Genes may explain high rate of kidney disease in African Americans

Wednesday, 21 July 2010- Two variants in a single gene may account for many cases of kidney disease in African Americans, but may also have helped their ancestors -- as well as those living in regions of present-day Africa -- resist often deadly sleeping sickness, according to US researchers.

DNA analysis among almost 400 African Americans revealed that one variant in the APOL1 gene was present in 52% of those with biopsy-proven focal segmental glomerulosclerosis (FSGS) compared with 18% of healthy African-American controls. The other variant in APOL1 was found in 23% of FSGS cases versus 15% of controls.

The findings were reported online in Science by Dr. Martin Pollak of Beth Israel Deaconess Medical Center in Boston, and colleagues, who also found that the variants may also ward off trypanosomal disease, commonly known as African sleeping sickness, even as they increase the risk of kidney disease.

The rate of kidney disease is four times greater among African Americans compared with whites. Compared with whites, blacks also have substantially higher rates of hypertension-associated kidney failure and FSGS, a specific type of injury to the kidney's filtering system that leads to kidney failure.

Pollak and colleagues noted that earlier genome-wide studies had indicated that genetic variants associated with kidney disease in African Americans were located in a region containing APOL1. The gene encodes apolipoprotein L-1. The variants associated with kidney disease were dubbed G1 and G2, both of which altered the APOL1 protein's amino acid sequence slightly.

After their initial discovery in a sample of 205 cases and 180 controls, the researchers sought validation in a second cohort of 1,030 African Americans with hypertension-associated kidney disease cases and 1,025 in good health. Individuals with one G1 or G2 allele had a slight increase in kidney disease risk (odds ratio 1.26, 95% CI 1.01 to 1.56) in the validation study.

Two alleles greatly increased the likelihood of disease (OR 7.3, 95% CI 5.6 to 9.5) compared with zero risk alleles. The increase in risk associated with two alleles versus one was also substantial (OR 5.8, 95% 4.5 to 7.5). About 46% of the cases had two risk alleles, compared with roughly 11% of controls.

Pollak and colleagues went on to analyse the prevalence of G1 and G2 in the large HapMap genomic database. They found that 40% of individuals of Nigerian Yoruba ancestry carried the G1 allele, whereas it was never found in European, Japanese, or Chinese genomes. G2 was also seen in Yoruba genomes but not in the other groups.

The high prevalence of the G1 and G2 variants in individuals of African ancestry led the researchers to suspect that these variants must also confer some type of benefit -- or else the process of natural selection would have removed it from the gene pool.
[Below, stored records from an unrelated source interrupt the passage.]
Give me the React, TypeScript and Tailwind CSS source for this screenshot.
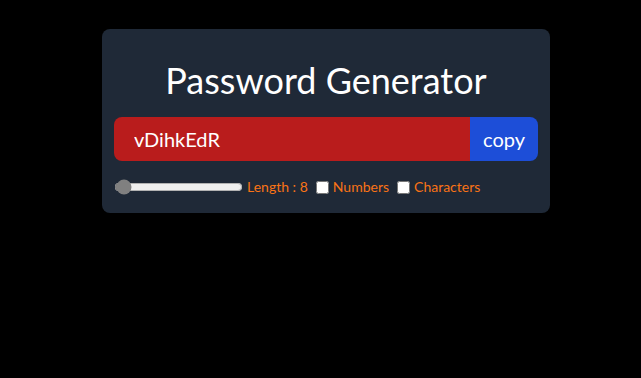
import { useState, useCallback, useEffect } from 'react';

function App() {
  const [length, setLength] = useState(8);
  const [numberAllowed, setNumberAllowed] = useState(false);
  const [charAllowed, setCharAllowed] = useState(false);
  const [password] = useState('vDihkEdR');

  const copyPassword = useCallback(() => {
    navigator.clipboard?.writeText(password);
  }, [password]);

  useEffect(() => {}, [length, numberAllowed, charAllowed]);

  return (
    <div className="min-h-[378px] w-full bg-black pt-[29px] font-['Lato',sans-serif]">
      <div className="ml-[102px] w-[448px] rounded-lg bg-[#1f2937] px-3 pb-[16px] pt-[31px] text-[#f97316]">
        <h1 className="mb-[17px] text-center text-[36px] leading-10 text-white">Password Generator</h1>
        <div className="mb-4 flex overflow-hidden rounded-lg">
          <input
            type="text"
            value={password}
            readOnly
            placeholder="Password"
            className="h-[44px] w-full bg-[#b91c1c] px-5 text-xl text-white outline-none"
          />
          <button
            onClick={copyPassword}
            className="shrink-0 bg-[#1d4ed8] px-[13px] text-xl text-white outline-none"
          >
            copy
          </button>
        </div>
        <div className="flex items-center gap-x-2 text-sm">
          <div className="flex items-center gap-x-1">
            <input
              type="range"
              min={6}
              max={100}
              value={length}
              className="cursor-pointer accent-[#808080]"
              onChange={(e) => setLength(Number(e.target.value))}
            />
            <label>Length : {length}</label>
          </div>
          <div className="flex items-center gap-x-1">
            <input
              type="checkbox"
              checked={numberAllowed}
              id="numberInput"
              onChange={() => setNumberAllowed((prev) => !prev)}
            />
            <label htmlFor="numberInput">Numbers</label>
          </div>
          <div className="flex items-center gap-x-1">
            <input
              type="checkbox"
              checked={charAllowed}
              id="characterInput"
              onChange={() => setCharAllowed((prev) => !prev)}
            />
            <label htmlFor="characterInput">Characters</label>
          </div>
        </div>
      </div>
    </div>
  );
}

export default App;
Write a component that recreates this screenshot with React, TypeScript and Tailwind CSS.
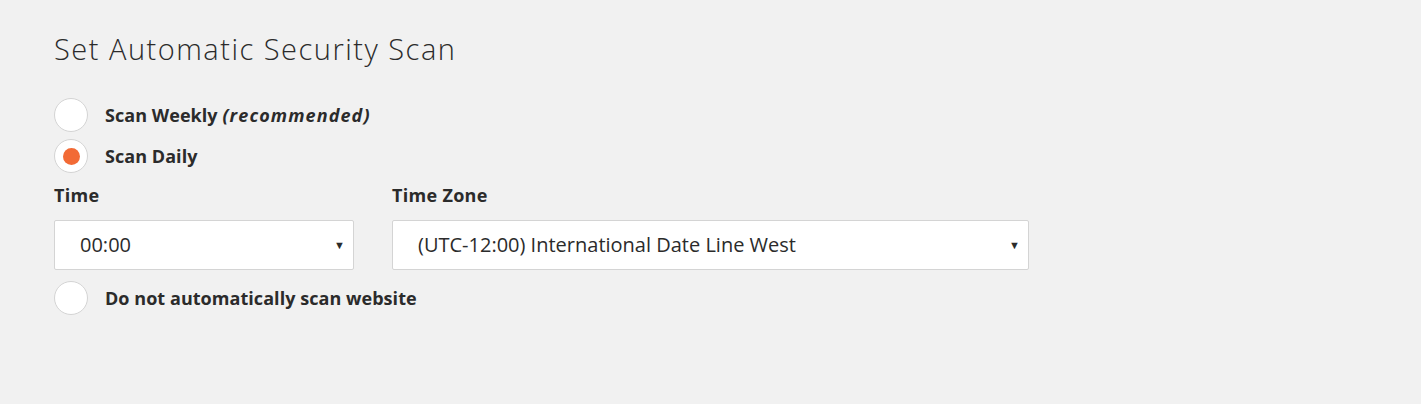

It had been reported in 2003 that APOL1 is lethal to the trypanosomes that cause African sleeping sickness. But Pollak and colleagues determined that this effect is limited to the APOL1 versions encoded by the G1 and G2 variants.

The particular species of parasitic trypanosome, T. b. rhodesiense, carried by the tsetse fly, produces a virulence factor that inactivates other forms of APOL1, but G1 and G2 alter the protein's sequence in such a way that the virulence factor can't bind to it.

"It will be interesting to determine the distribution of these mutations throughout sub-Saharan Africa," the researchers commented. "In present-day Africa, T. b. rhodesiense is found in the Eastern part of the continent, while we noted high frequency of the trypanolytic variants and the signal of positive selection in a West African population."

Of more immediate interest to US clinicians, the study's findings may help explain the high prevalence of kidney disease in African Americans. "Unraveling the molecular mechanisms by which [APOL1 variants] contribute to renal injury will be of great importance in understanding and potentially preventing renal disease in individuals of recent African ancestry," Pollak and colleagues wrote.